O estabelecimento de um clima permanente e inultrapassável de falta de confiança entre o líder e os liderados permite ou favorece o rompimento das relações entre as pessoas e pode ser o desenlace fatal de uma liderança. Sem níveis aceitáveis de confiança num líder os liderados repudiam a sua liderança e procuram sabotá-lo ou substitui-lo o mais rapidamente possível.

E em períodos de crise, caracterizados por grandes dilemas e dificuldades, podem emergir grandes líderes. Porque estes “grandes líderes são o produto das grandes causas”.
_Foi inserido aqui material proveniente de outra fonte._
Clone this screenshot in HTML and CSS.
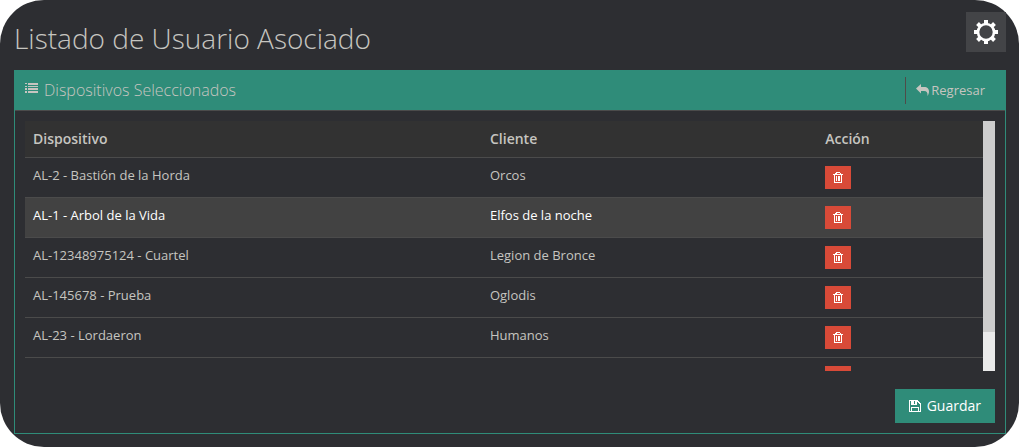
FILE: index.html
```html
<!DOCTYPE html>
<html lang="es">
<head>
<meta charset="utf-8">
<title>Listado de Usuario Asociado</title>
<link rel="stylesheet" href="styles.css">
</head>
<body>
<svg class="sprite" aria-hidden="true">
  <symbol id="trash" viewBox="0 0 10 11" shape-rendering="crispEdges">
    <path d="M3 0h4v1h1v1h2v1H9v8H1V3H0V2h2V1h1zM4 1v1h3V1zM2 3v7h6V3zM3 4h1v5H3zM5 4h2v5H5z" fill="currentColor" fill-rule="evenodd"/>
  </symbol>
</svg>
<main class="page">
  <header class="top">
    <h1 class="title">Listado de Usuario Asociado</h1>
    <button class="settings" type="button" aria-label="Configuración">
      <svg width="24" height="24" viewBox="0 0 24 24"><g fill="currentColor"><path id="tooth" d="M10 0h4v4h-4z"/><use href="#tooth" transform="rotate(45 12 12)"/><use href="#tooth" transform="rotate(90 12 12)"/><use href="#tooth" transform="rotate(135 12 12)"/><use href="#tooth" transform="rotate(180 12 12)"/><use href="#tooth" transform="rotate(225 12 12)"/><use href="#tooth" transform="rotate(270 12 12)"/><use href="#tooth" transform="rotate(315 12 12)"/></g><circle cx="12" cy="12" r="8" fill="none" stroke="currentColor" stroke-width="2.6"/></svg>
    </button>
  </header>
  <section class="panel">
    <div class="panel-head">
      <h2 class="panel-title">
        <svg width="13" height="10" viewBox="0 0 13 10" shape-rendering="crispEdges"><path d="M0 0h2v1H0zM3 0h10v2H3zM0 3h2v1H0zM3 3h10v1H3zM0 5h2v2H0zM3 5h10v2H3zM0 8h2v2H0zM3 8h10v2H3z" fill="currentColor"/></svg>
        Dispositivos Seleccionados
      </h2>
      <a class="back" href="#">
        <svg width="13" height="12" viewBox="0 0 13 12"><path d="M0 4.500L5 0v3h3c3.500 0 5 1.800 5 4.600 0 1.700-.6 3.100-1.500 4.400.3-3.400-.7-5-3.500-5H5v2.500z" fill="currentColor"/></svg>
        Regresar
      </a>
    </div>
    <div class="panel-body">
      <div class="scroll-area">
        <div class="scroller" tabindex="0">
          <table class="devices">
            <thead><tr><th class="col-device">Dispositivo</th><th class="col-client">Cliente</th><th>Acción</th></tr></thead>
            <tbody>
              <tr><td>AL-2 - Bastión de la Horda</td><td>Orcos</td><td><button class="remove" type="button" aria-label="Eliminar"><svg width="10" height="11"><use href="#trash"/></svg></button></td></tr>
              <tr class="active"><td>AL-1 - Arbol de la Vida</td><td>Elfos de la noche</td><td><button class="remove" type="button" aria-label="Eliminar"><svg width="10" height="11"><use href="#trash"/></svg></button></td></tr>
              <tr><td>AL-12348975124 - Cuartel</td><td>Legion de Bronce</td><td><button class="remove" type="button" aria-label="Eliminar"><svg width="10" height="11"><use href="#trash"/></svg></button></td></tr>
              <tr><td>AL-145678 - Prueba</td><td>Oglodis</td><td><button class="remove" type="button" aria-label="Eliminar"><svg width="10" height="11"><use href="#trash"/></svg></button></td></tr>
              <tr><td>AL-23 - Lordaeron</td><td>Humanos</td><td><button class="remove" type="button" aria-label="Eliminar"><svg width="10" height="11"><use href="#trash"/></svg></button></td></tr>
              <tr><td></td><td></td><td><button class="remove" type="button" aria-label="Eliminar"><svg width="10" height="11"><use href="#trash"/></svg></button></td></tr>
            </tbody>
          </table>
        </div>
        <div class="track" aria-hidden="true"><div class="thumb"></div></div>
      </div>
      <div class="actions">
        <button class="save" type="button">
          <svg width="12" height="12" viewBox="0 0 12 12" shape-rendering="crispEdges"><path d="M0 0h9v1h1v1h1v1h1v9H0zM1 1v10h1V7h8v4h1V4h-1V3H9V2H8v3H2V1zM3 8v3h6V8zM5 1v3h1V1z" fill="currentColor" fill-rule="evenodd"/></svg>
          Guardar
        </button>
      </div>
    </div>
  </section>
</main>
</body>
</html>
```
FILE: styles.css
```css
* { box-sizing: border-box; }

body {
  margin: 0;
  background: #fff;
  color: #c6c5c0;
  font: 13px/18px "Open Sans", "Noto Sans", sans-serif;
}

.sprite { position: absolute; width: 0; height: 0; }

svg { display: block; flex: none; }

button { border: 0; font: inherit; cursor: pointer; }

.page {
  min-height: 100vh;
  padding: 12px 13px 13px 14px;
  border-radius: 44px;
  background: #2d2e32;
}

.top {
  display: flex;
  align-items: flex-start;
  justify-content: space-between;
  margin-bottom: 18px;
}

.title {
  margin: 0;
  padding-top: 6px;
  font-size: 28px;
  line-height: 40px;
  font-weight: 300;
  height: 40px;
}

.settings {
  display: grid;
  place-items: center;
  width: 40px;
  height: 40px;
  padding: 0;
  background: #434447;
  color: #fff;
}

.panel { border: 1px solid #2f8c79; }

.panel-head {
  display: flex;
  align-items: center;
  justify-content: space-between;
  height: 40px;
  padding: 0 20px 0 10px;
  border-bottom: 1px solid #4b4b4b;
  background: #2f8c79;
}

.panel-title {
  display: flex;
  align-items: flex-start;
  gap: 6px;
  margin: 0;
  padding-bottom: 2px;
  font-size: 16px;
  line-height: 20px;
  font-weight: 300;
}

.panel-title svg { margin-top: 3px; }

.back {
  display: flex;
  align-items: center;
  gap: 2px;
  height: 27px;
  padding: 0 0 2px 10px;
  border-left: 1px solid #4f4b49;
  color: inherit;
  text-decoration: none;
}

.panel-body { padding: 10px; }

.scroll-area { display: flex; height: 250px; }

.scroller { flex: 1; overflow-y: scroll; scrollbar-width: none; }

.track { width: 12px; background: #eaeaea; }
.thumb { height: 84.4%; background: #cdcdcd; }

.devices {
  width: 100%;
  margin-bottom: 20px;
  border-collapse: separate;
  border-spacing: 0;
  table-layout: fixed;
}

.col-device { width: 47.7%; }
.col-client { width: 35%; }

.devices th {
  height: 36px;
  padding: 8px;
  background: #323232;
  font-size: 14px;
  font-weight: 600;
  text-align: left;
}

.devices td {
  height: 40px;
  padding: 8px;
  border-top: 1px solid #4b4b4b;
  vertical-align: top;
}

.active td { background: #424242; color: #fff; }

.remove {
  display: grid;
  place-items: center;
  width: 26px;
  height: 23px;
  padding: 0;
  background: #d84a38;
  color: #fff;
}

.actions {
  display: flex;
  justify-content: flex-end;
  margin-top: 18px;
}

.save {
  display: flex;
  align-items: center;
  gap: 6px;
  height: 34px;
  padding: 0 14px;
  background: #2f8c79;
  color: #fff;
  font-size: 14px;
}
```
Nota de Topo de Página: Alexis de Tocqueville, diplomata francês, analisou há mais de 150 anos a realidade democrática americana num livro que ficou como sendo um dos textos básicos da ciência política dos dias de hoje (“A Democracia na América”). Dizia ele a certa altura o seguinte: “Muita gente, na Europa, pensa sem o dizer ou diz sem o pensar, que uma das grandes vantagens do sufrágio universal é a de colocar homens dignos da confiança do povo na direcção dos assuntos públicos. O povo não seria capaz de governar-se a si próprio, dizem, mas deseja sinceramente o bem do Estado, e o seu instinto nunca falha quando se trata de designar para exercer o poder aqueles que estão animados do mesmo desejo e são mais capazes.
Quanto a mim, o que vi na América não me leva de modo algum a pensar que assim seja. Quando cheguei aos Estados-Unidos, fiquei surpreendido ao ver quanto mérito havia entre os governados, e quão pouco se encontrava nos governantes. É um facto notório que hoje, nos Estados-Unidos, os homens mais notáveis raramente são chamados a exercer funções públicas e é forçoso reconhecer que isto se foi acentuando à medida que a democracia ultrapassava todas as suas antigas limitações. É evidente que, nos últimos cinquenta anos, a raça dos homens de Estado americanos escasseia notavelmente” (A Democracia na América, Alexis de Tocqueville, Livro I, 1835).

E em Portugal em 2010? Como se vê e se sente desmesuradamente estamos mal ou pior?!